Spending a period of time here in the Baikal region offers opportunities to travel which cannot be missed. In February I was in Kultuk at the South of Baikal. I'm not sure what made more of an impression - the campfire in deep snow in the forest, with vodka and salo (salted fat) to keep warm, or seeing the Lake for the first time which is a seemingly endless white field at that time of year, or staying in a real Siberian wooden house heated by a wooden stove for the first time - but it was a memorable introduction to  Baikal. On a visit to the old railway track that runs from Kultuk up to Port Baikal later in spring, we flagged down a passing engine and hitched a ride in the open air for a few miles with spectacular views of the Lake. Once Baikal has thawed and the weather is warmer, boats and hydrofoils are an easy and scenic way to travel to the villages of Bolshie Koti and Bolsoe Goloustnoe amongst others. You might choose hiking along the shore of the lake, or prefer to stay in a village, sampling fresh curds from your host's cow, and wandering through fields of scented grasses and herbs. Personally I'd advise that neither are to be missed. Further afield, it is not difficult to travel to Buryatia on the Eastern shore of the Lake, or to explore other parts of Russia if you have the time, money, and inclination. Springtime is the time to start spending weekends at the beautiful village of Katchergat, where Jenny and Tanya are building their wooden house. There is no shortage of work planting the vegetables, but Tanya cooks good kasha which always tastes so good in the cool of the evenings after a day's digging!
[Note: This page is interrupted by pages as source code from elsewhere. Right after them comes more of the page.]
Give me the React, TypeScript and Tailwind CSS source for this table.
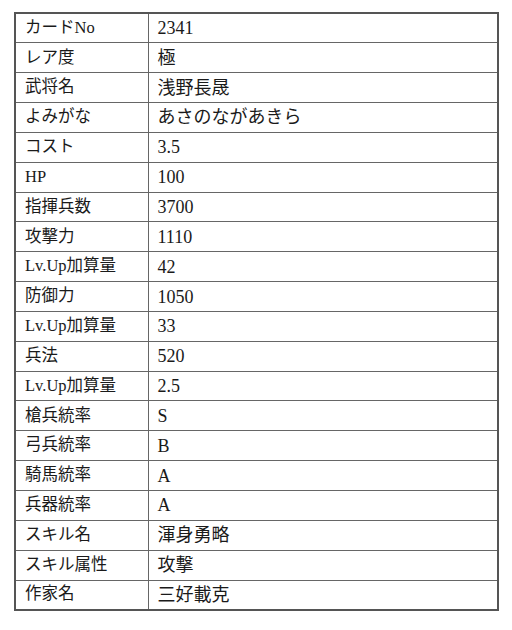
const rows: [string, string][] = [
  ["カードNo", "2341"],
  ["レア度", "極"],
  ["武将名", "浅野長晟"],
  ["よみがな", "あさのながあきら"],
  ["コスト", "3.5"],
  ["HP", "100"],
  ["指揮兵数", "3700"],
  ["攻撃力", "1110"],
  ["Lv.Up加算量", "42"],
  ["防御力", "1050"],
  ["Lv.Up加算量", "33"],
  ["兵法", "520"],
  ["Lv.Up加算量", "2.5"],
  ["槍兵統率", "S"],
  ["弓兵統率", "B"],
  ["騎馬統率", "A"],
  ["兵器統率", "A"],
  ["スキル名", "渾身勇略"],
  ["スキル属性", "攻撃"],
  ["作家名", "三好載克"],
];

export default function App() {
  return (
    <div
      className="w-[512px] h-[630px] bg-white pt-[12px] pl-[14px]"
      style={{ fontFamily: '"Liberation Serif", "Noto Sans CJK JP", serif' }}
    >
      <table className="w-[485px] border-collapse border-2 border-[#555] text-[#1a1a1a]">
        <tbody>
          {rows.map(([label, value], i) => (
            <tr key={i} className="h-[29.85px]">
              <td className="w-[133px] border border-[#666] px-[9px] py-0 text-[16.5px] leading-none">
                {label}
              </td>
              <td className="border border-[#666] px-[9px] py-0 text-[18px] leading-none">
                {value}
              </td>
            </tr>
          ))}
        </tbody>
      </table>
    </div>
  );
}
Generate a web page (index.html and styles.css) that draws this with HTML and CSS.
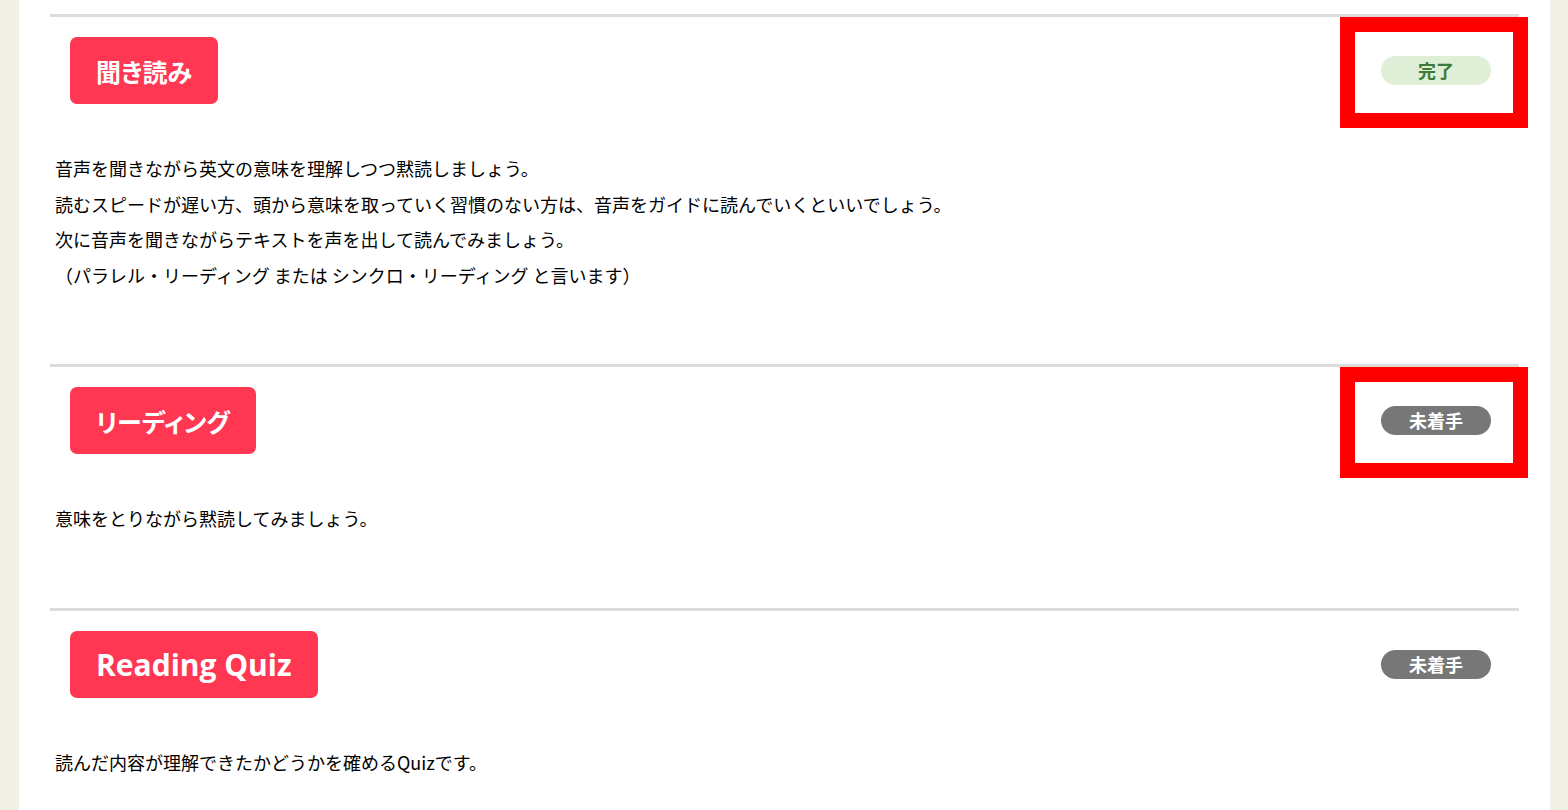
FILE: index.html
```html
<!DOCTYPE html>
<html lang="ja">

<head>
  <meta charset="UTF-8" />
  <meta name="viewport" content="width=device-width, initial-scale=1" />
  <title>レッスン</title>
  <link rel="stylesheet" href="styles.css">
</head>

<body>
  <div id="main">
    <section class="step">
      <div class="step-head">
        <button class="step-button">聞き読み</button>
        <span class="badge badge-done">完了<span class="mark"></span></span>
      </div>
      <p class="step-text">
        音声を聞きながら英文の意味を理解しつつ黙読しましょう。<br>
        読むスピードが遅い方、頭から意味を取っていく習慣のない方は、音声をガイドに読んでいくといいでしょう。<br>
        次に音声を聞きながらテキストを声を出して読んでみましょう。<br>
        （パラレル・リーディング または シンクロ・リーディング と言います）
      </p>
    </section>

    <section class="step">
      <div class="step-head">
        <button class="step-button">リーディング</button>
        <span class="badge badge-todo">未着手<span class="mark"></span></span>
      </div>
      <p class="step-text">意味をとりながら黙読してみましょう。</p>
    </section>

    <section class="step">
      <div class="step-head">
        <button class="step-button step-button-latin">Reading Quiz</button>
        <span class="badge badge-todo">未着手</span>
      </div>
      <p class="step-text">読んだ内容が理解できたかどうかを確めるQuizです。</p>
    </section>
  </div>
</body>

</html>
```

FILE: styles.css
```css
body {
  font-family: 'Noto Sans CJK JP', 'Noto Sans', sans-serif;
  background-color: #f1f0e7;
  color: #000;
  margin: 0;
  padding: 0 18px 0 19px;
}

#main {
  background-color: white;
  padding: 14px 31px 0 31px;
}

.step {
  border-top: 3px solid #dcdcdc;
  padding: 20px 28px 0 5px;
}

.step-head {
  display: flex;
  justify-content: space-between;
  align-items: center;
  padding-left: 15px;
}

.step-button {
  background: #ff3752;
  color: white;
  border: none;
  border-radius: 7px;
  height: 67px;
  padding: 0 26px;
  font-family: inherit;
  font-size: 25px;
  font-weight: bold;
  font-feature-settings: "palt";
  cursor: pointer;
}

.step-button-latin {
  font-family: 'Open Sans', 'Noto Sans', sans-serif;
  font-size: 30px;
}

.badge {
  position: relative;
  display: inline-block;
  width: 110px;
  height: 29px;
  line-height: 29px;
  border-radius: 15px;
  text-align: center;
  font-size: 18px;
  font-weight: bold;
}

.badge-done {
  background: #dfeed6;
  color: #3b7a38;
}

.badge-todo {
  background: #777777;
  color: white;
}

/* red annotation frame */
.mark {
  position: absolute;
  left: -41px;
  top: -39px;
  width: 158px;
  height: 81px;
  border: 15px solid #ff0000;
}

.step-text {
  font-size: 18px;
  line-height: 35.5px;
  margin: 47px 0 0 0;
  padding-bottom: 71px;
}
```
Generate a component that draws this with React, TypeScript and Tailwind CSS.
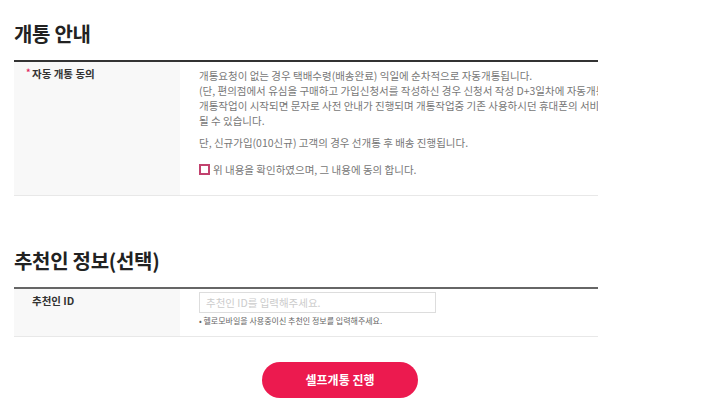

I'd advise anyone who has a reasonable knowledge of Russian, and a willingness to learn more, to volunteer for the Wave. Without any knowledge of the language I think it would be difficult to come to work here, as simply everyday life can be very trying in Russia if you don't understand what is happening. My language has come on leaps and bounds over the 6 months I've been here, and also very importantly, it has been a wonderful period of 'time out'. Time to think,  to immerse yourself in another culture, to explore the beauty of one of the world's last true wildernesses, and at the same time feel that in some small way, you're been giving something back.